O presidente Lula recentemente, numa oposição considerada forte, comparou o que acontece em Gaza com o Holocausto cometido pelos nazistas? Isso causou uma reação de Israel, que o declarou “persona non grata”. Hoje as relações não estão rompidas, mas estão congeladas. Qual a relação da Fepal com o governo brasileiro e a organização exige outras posturas do Executivo? 

Bom, primeiro que ser considerado “persona non grata” em Israel é uma espécie de Oscar ou Nobel dos direitos humanos. Todo mundo gostaria de ter esse título. Então acho que o Lula já está agraciado, já ficou na história com esse título.

O Brasil adotou uma postura muito correta. É claro que há questões pontuais. Utilizar, por exemplo, a palavra de que houve uma ação terrorista, eu acho que isso foi muito mais uma imposição da narrativa daquele momento do que necessariamente uma ideia, a priori, do governo brasileiro. No resto, o Brasil agiu bem. Primeiro, rapidamente disse que era um genocídio.

O presidente Lula, corajosamente, traçou um paralelo com a Segunda Guerra Mundial que nós já dizíamos, inclusive nas nossas comparações. O presidente Lula colocou o dedo na ferida. Claro que o presidente Putin já tinha dito que o cerco a Gaza era igual ao cerco nazista a Leningrado. Portanto, o Lula não estava sozinho nessa comparação. Ele também apoiou a petição da África do Sul e continua apoiando. É bom lembrar que no início do genocídio, o Brasil presidia o Conselho de Segurança da ONU e tentou várias resoluções de cessar-fogo, que foram vetadas pelos Estados Unidos. Portanto, se dependesse do Brasil, não teria esse genocídio. O Brasil foi claramente contra isso. Na prática e do ponto de vista prático, o Brasil também está fazendo coisas muito importantes. Por exemplo, barrar a aquisição de equipamentos pelo Exército brasileiro, que nós nos opusemos e denunciamos.

A compra foi cancelada. Entretanto, isso depende ainda de uma solução final que nós queremos que não seja a que está sendo imaginada por setores da defesa no Brasil. O que não está claro ainda é se ainda há a ideia de construir esses equipamentos aqui no Brasil com a subsidiária da Elbit, que é israelense, no Rio Grande do Sul. Deve ser cessados todos os contatos com Israel. Israel deve ser sancionado, boicotado em nível militar, tecnológico, científico, de segurança, acadêmico, esportivo, político, diplomático, em todos os aspectos. Porque só com isso você isola um regime e força esse regime a obedecer as regras da convivência da comunidade Internacional, do direito Internacional, das resoluções da ONU, do direito de guerra e do direito humanitário. 
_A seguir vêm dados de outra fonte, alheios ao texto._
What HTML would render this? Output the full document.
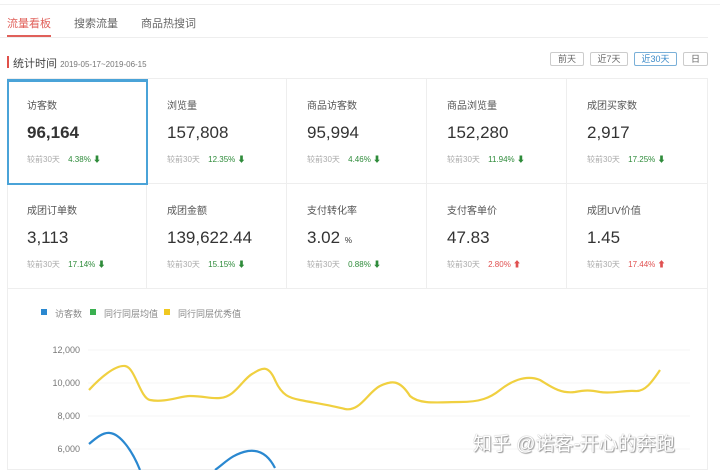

Como, concretamente e financeiramente, o Brics pode apoiar uma reconstrução em Gaza? 

Bom, primeiro de tudo, deve haver um processo gigantesco, um esforço econômico. Josep Borrell, responsável de Relações Exteriores da União Europeia, diz que poderia custar US$ 90 bilhões a reconstrução, que estaria entre US$ 50 e US$ 90 bilhões.
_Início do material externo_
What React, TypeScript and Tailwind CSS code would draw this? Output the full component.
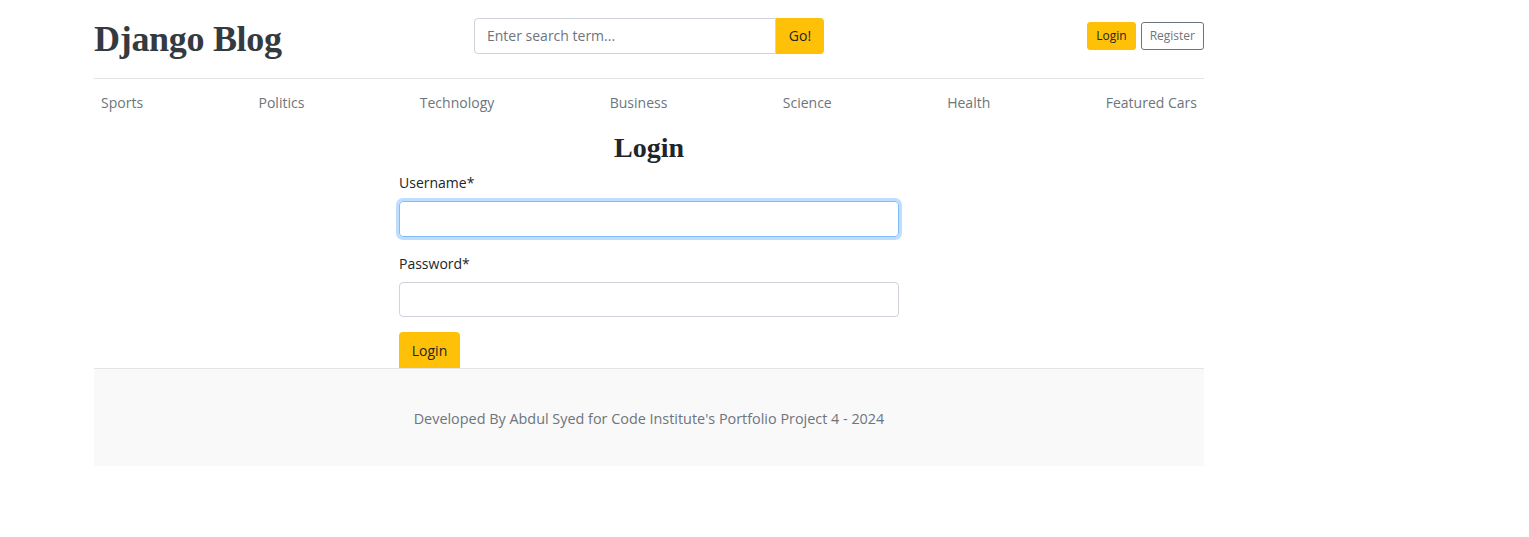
export default function App() {
  const cats = ["Sports", "Politics", "Technology", "Business", "Science", "Health", "Featured Cars"];
  return (
    <div className="min-h-[537px] bg-white" style={{ fontFamily: '"Open Sans", "Noto Sans", sans-serif' }}>
      <div className="ml-[94px] w-[1110px]">
        <header className="flex items-center h-[79px] border-b border-[#e5e5e5]">
          <div className="w-[380px]">
            <span className="text-[36px] font-bold text-[#343a40] leading-none tracking-[-0.3px]" style={{ fontFamily: '"Liberation Serif", "DejaVu Serif", serif' }}>
              Django Blog
            </span>
          </div>
          <div className="flex items-center h-[36px] mb-[7px]">
            <input
              placeholder="Enter search term..."
              className="w-[302px] h-[36px] border border-[#ced4da] rounded-l-[4px] px-3 text-[14px] text-[#495057] placeholder:text-[#6c757d] outline-none"
            />
            <button className="h-[36px] w-[48px] bg-[#ffc107] rounded-r-[4px] text-[14px] text-[#212529]">Go!</button>
          </div>
          <div className="ml-auto flex items-center gap-[5px] mb-[7px]">
            <button className="h-[28px] px-[8px] bg-[#ffc107] rounded-[3px] text-[12px] text-[#212529] border border-[#ffc107]">Login</button>
            <button className="h-[28px] px-[8px] bg-white rounded-[3px] text-[12px] text-[#6c757d] border border-[#6c757d]">Register</button>
          </div>
        </header>
        <nav className="flex justify-between h-[46px] items-center px-[7px]">
          {cats.map((c) => (
            <a key={c} className="text-[14px] text-[#6c757d]">{c}</a>
          ))}
        </nav>
        <main className="w-[500px] mx-auto">
          <h2 className="text-center text-[28px] font-bold text-[#212529] leading-[36px] mt-[5px]" style={{ fontFamily: '"Liberation Serif", "DejaVu Serif", serif' }}>
            Login
          </h2>
          <div className="mt-[6px]">
            <label className="block text-[14px] text-[#212529] leading-[21px]">Username*</label>
            <div className="mt-[8px] h-[36px] rounded-[4px] border border-[#80bdff] shadow-[0_0_0_3px_rgba(0,123,255,0.25)]" />
          </div>
          <div className="mt-[16px]">
            <label className="block text-[14px] text-[#212529] leading-[21px]">Password*</label>
            <div className="mt-[8px] h-[35px] rounded-[4px] border border-[#ced4da]" />
          </div>
          <button className="mt-[15px] h-[36px] w-[61px] bg-[#ffc107] rounded-t-[4px] text-[14px] text-[#212529] block">Login</button>
        </main>
        <footer className="h-[98px] bg-[#f9f9f9] border-t border-[#e5e5e5] flex items-center justify-center">
          <p className="text-[14.4px] text-[#6c757d] mt-[2px]">Developed By Abdul Syed for Code Institute's Portfolio Project 4 - 2024</p>
        </footer>
      </div>
    </div>
  );
}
Portanto, nós estamos falando de uma fortuna de quase R$ 500 bilhões. Essa reconstrução precisa ser comandada pela ONU, mas sem o Ocidente, e com os palestinos liderando o processo internamente. Exteriormente o Brics.

Sem isso, não haverá reconstrução de Gaza, porque é preciso reconstruir Gaza plenamente e é preciso acabar com o bloqueio a Gaza. É preciso restituir a Gaza a vida normal. É preciso que tudo isso aconteça em um processo de reconhecimento do Estado da Palestina, dentro de um consenso interno palestino e dentro de um consenso Internacional, com base nas regras estipuladas. Deve haver dentre essas regras o direito de retorno dos palestinos. Sem isso, não haverá paz, nem para palestinos, nem para aquilo que se tornaram os israelenses. Pior de tudo, Israel seguirá afetando, no mundo inteiro, a autoridade moral, intelectual, ética e política das pessoas de fé judaica, já que o judaísmo está sendo destruído pelo sionismo. As pessoas começam a enxergar de um modo equivocado no judaísmo o responsável pelo extermínio na Palestina, e nós sabemos que não é isso.